◆ Set problem ◆
Without including the pictures, copy out every line below.

◆ Information supplied ◆
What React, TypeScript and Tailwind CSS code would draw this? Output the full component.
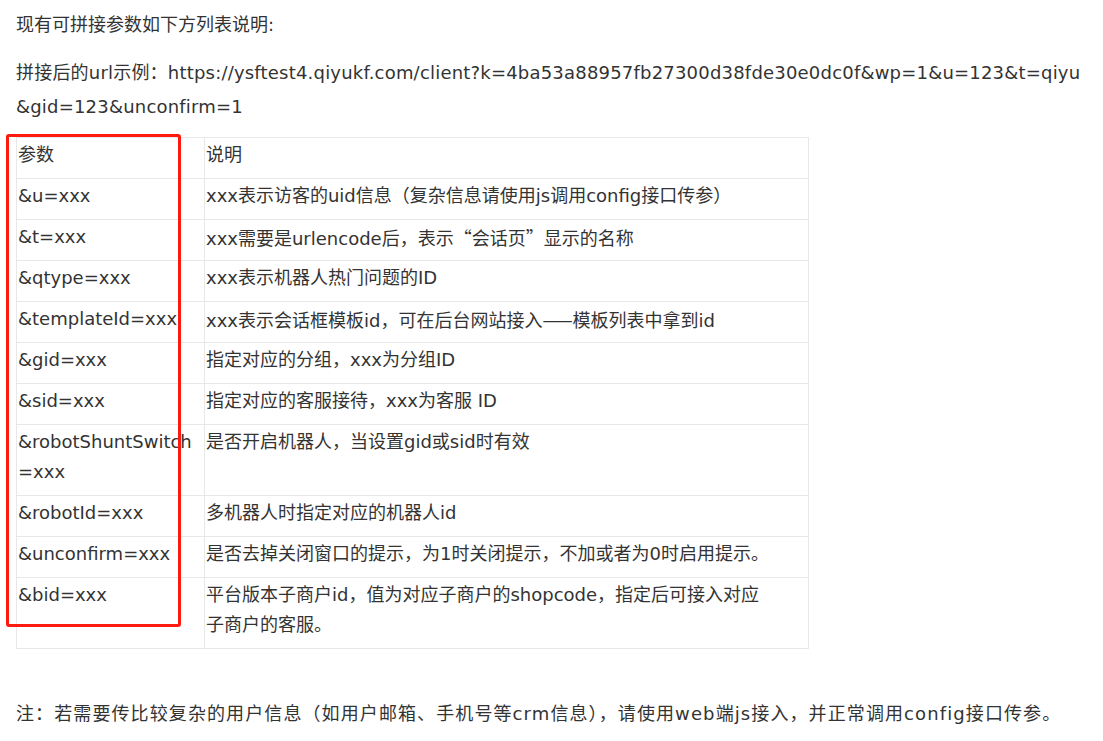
import type { ReactNode } from "react";

// punctuation that should come from the CJK face, not DejaVu
const Cjk = ({ children }: { children: ReactNode }) => (
  <span style={{ fontFamily: '"Noto Sans CJK SC", sans-serif' }}>{children}</span>
);

type Row = { k: ReactNode; v: ReactNode; tall?: boolean };

const rows: Row[] = [
  { k: "&u=xxx", v: "xxx表示访客的uid信息（复杂信息请使用js调用config接口传参）" },
  {
    k: "&t=xxx",
    v: (
      <>
        xxx需要是urlencode后，表示<Cjk>“</Cjk>会话页<Cjk>”</Cjk>显示的名称
      </>
    ),
  },
  { k: "&qtype=xxx", v: "xxx表示机器人热门问题的ID" },
  {
    k: "&templateId=xxx",
    v: (
      <>
        xxx表示会话框模板id，可在后台网站接入<Cjk>——</Cjk>模板列表中拿到id
      </>
    ),
  },
  { k: "&gid=xxx", v: "指定对应的分组，xxx为分组ID" },
  { k: "&sid=xxx", v: "指定对应的客服接待，xxx为客服 ID" },
  { k: "&robotShuntSwitch\n=xxx", v: "是否开启机器人，当设置gid或sid时有效", tall: true },
  { k: "&robotId=xxx", v: "多机器人时指定对应的机器人id" },
  { k: "&unconfirm=xxx", v: "是否去掉关闭窗口的提示，为1时关闭提示，不加或者为0时启用提示。" },
  {
    k: "&bid=xxx",
    v: "平台版本子商户id，值为对应子商户的shopcode，指定后可接入对应\n子商户的客服。",
    tall: true,
  },
];

const cell =
  "border border-[#e8e8e8] pb-[8px] pl-px pt-[2px] text-left align-top font-normal leading-[30px]";

const Cell = ({ children, tall }: { children: ReactNode; tall?: boolean }) => (
  <div className={tall ? "h-[60px] whitespace-pre-line" : "h-[30px] whitespace-pre-line"}>{children}</div>
);

export default function App() {
  return (
    <div
      className="min-h-[741px] bg-white pl-4 pt-2 text-[18px] text-[#333]"
      style={{ fontFamily: '"DejaVu Sans", "Noto Sans CJK SC", sans-serif' }}
    >
      <p className="leading-[34px]">现有可拼接参数如下方列表说明:</p>
      <p className="mt-[14px] whitespace-nowrap leading-[34px] tracking-[0.2px]">
        拼接后的url示例：https://ysftest4.qiyukf.com/client?k=4ba53a88957fb27300d38fde30e0dc0f&amp;wp=1&amp;u=123&amp;t=qiyu
        <br />
        &amp;gid=123&amp;unconfirm=1
      </p>

      <div className="relative mt-[13px] w-[793px]">
        <table className="w-full table-fixed border-collapse">
          <colgroup>
            <col className="w-[188px]" />
            <col />
          </colgroup>
          <thead>
            <tr>
              <th className={cell}>
                <Cell>参数</Cell>
              </th>
              <th className={cell}>
                <Cell>说明</Cell>
              </th>
            </tr>
          </thead>
          <tbody>
            {rows.map((r, i) => (
              <tr key={i}>
                <td className={cell}>
                  <Cell tall={r.tall}>{r.k}</Cell>
                </td>
                <td className={cell}>
                  <Cell tall={r.tall}>{r.v}</Cell>
                </td>
              </tr>
            ))}
          </tbody>
        </table>
        {/* red annotation box */}
        <div className="pointer-events-none absolute left-[-10px] top-[-3px] h-[493px] w-[175px] rounded-[3px] border-[3px] border-[#ff1a10]" />
      </div>

      <p className="mt-[48px] whitespace-nowrap leading-[34px] tracking-[1.1px]">
        注：若需要传比较复杂的用户信息（如用户邮箱、手机号等crm信息），请使用web端js接入，并正常调用config接口传参。
      </p>
    </div>
  );
}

◆ Written response ◆
What React, TypeScript and Tailwind CSS code would draw this? Output the full component.
import type { ReactNode } from "react";

// punctuation that should come from the CJK face, not DejaVu
const Cjk = ({ children }: { children: ReactNode }) => (
  <span style={{ fontFamily: '"Noto Sans CJK SC", sans-serif' }}>{children}</span>
);

type Row = { k: ReactNode; v: ReactNode; tall?: boolean };

const rows: Row[] = [
  { k: "&u=xxx", v: "xxx表示访客的uid信息（复杂信息请使用js调用config接口传参）" },
  {
    k: "&t=xxx",
    v: (
      <>
        xxx需要是urlencode后，表示<Cjk>“</Cjk>会话页<Cjk>”</Cjk>显示的名称
      </>
    ),
  },
  { k: "&qtype=xxx", v: "xxx表示机器人热门问题的ID" },
  {
    k: "&templateId=xxx",
    v: (
      <>
        xxx表示会话框模板id，可在后台网站接入<Cjk>——</Cjk>模板列表中拿到id
      </>
    ),
  },
  { k: "&gid=xxx", v: "指定对应的分组，xxx为分组ID" },
  { k: "&sid=xxx", v: "指定对应的客服接待，xxx为客服 ID" },
  { k: "&robotShuntSwitch\n=xxx", v: "是否开启机器人，当设置gid或sid时有效", tall: true },
  { k: "&robotId=xxx", v: "多机器人时指定对应的机器人id" },
  { k: "&unconfirm=xxx", v: "是否去掉关闭窗口的提示，为1时关闭提示，不加或者为0时启用提示。" },
  {
    k: "&bid=xxx",
    v: "平台版本子商户id，值为对应子商户的shopcode，指定后可接入对应\n子商户的客服。",
    tall: true,
  },
];

const cell =
  "border border-[#e8e8e8] pb-[8px] pl-px pt-[2px] text-left align-top font-normal leading-[30px]";

const Cell = ({ children, tall }: { children: ReactNode; tall?: boolean }) => (
  <div className={tall ? "h-[60px] whitespace-pre-line" : "h-[30px] whitespace-pre-line"}>{children}</div>
);

export default function App() {
  return (
    <div
      className="min-h-[741px] bg-white pl-4 pt-2 text-[18px] text-[#333]"
      style={{ fontFamily: '"DejaVu Sans", "Noto Sans CJK SC", sans-serif' }}
    >
      <p className="leading-[34px]">现有可拼接参数如下方列表说明:</p>
      <p className="mt-[14px] whitespace-nowrap leading-[34px] tracking-[0.2px]">
        拼接后的url示例：https://ysftest4.qiyukf.com/client?k=4ba53a88957fb27300d38fde30e0dc0f&amp;wp=1&amp;u=123&amp;t=qiyu
        <br />
        &amp;gid=123&amp;unconfirm=1
      </p>

      <div className="relative mt-[13px] w-[793px]">
        <table className="w-full table-fixed border-collapse">
          <colgroup>
            <col className="w-[188px]" />
            <col />
          </colgroup>
          <thead>
            <tr>
              <th className={cell}>
                <Cell>参数</Cell>
              </th>
              <th className={cell}>
                <Cell>说明</Cell>
              </th>
            </tr>
          </thead>
          <tbody>
            {rows.map((r, i) => (
              <tr key={i}>
                <td className={cell}>
                  <Cell tall={r.tall}>{r.k}</Cell>
                </td>
                <td className={cell}>
                  <Cell tall={r.tall}>{r.v}</Cell>
                </td>
              </tr>
            ))}
          </tbody>
        </table>
        {/* red annotation box */}
        <div className="pointer-events-none absolute left-[-10px] top-[-3px] h-[493px] w-[175px] rounded-[3px] border-[3px] border-[#ff1a10]" />
      </div>

      <p className="mt-[48px] whitespace-nowrap leading-[34px] tracking-[1.1px]">
        注：若需要传比较复杂的用户信息（如用户邮箱、手机号等crm信息），请使用web端js接入，并正常调用config接口传参。
      </p>
    </div>
  );
}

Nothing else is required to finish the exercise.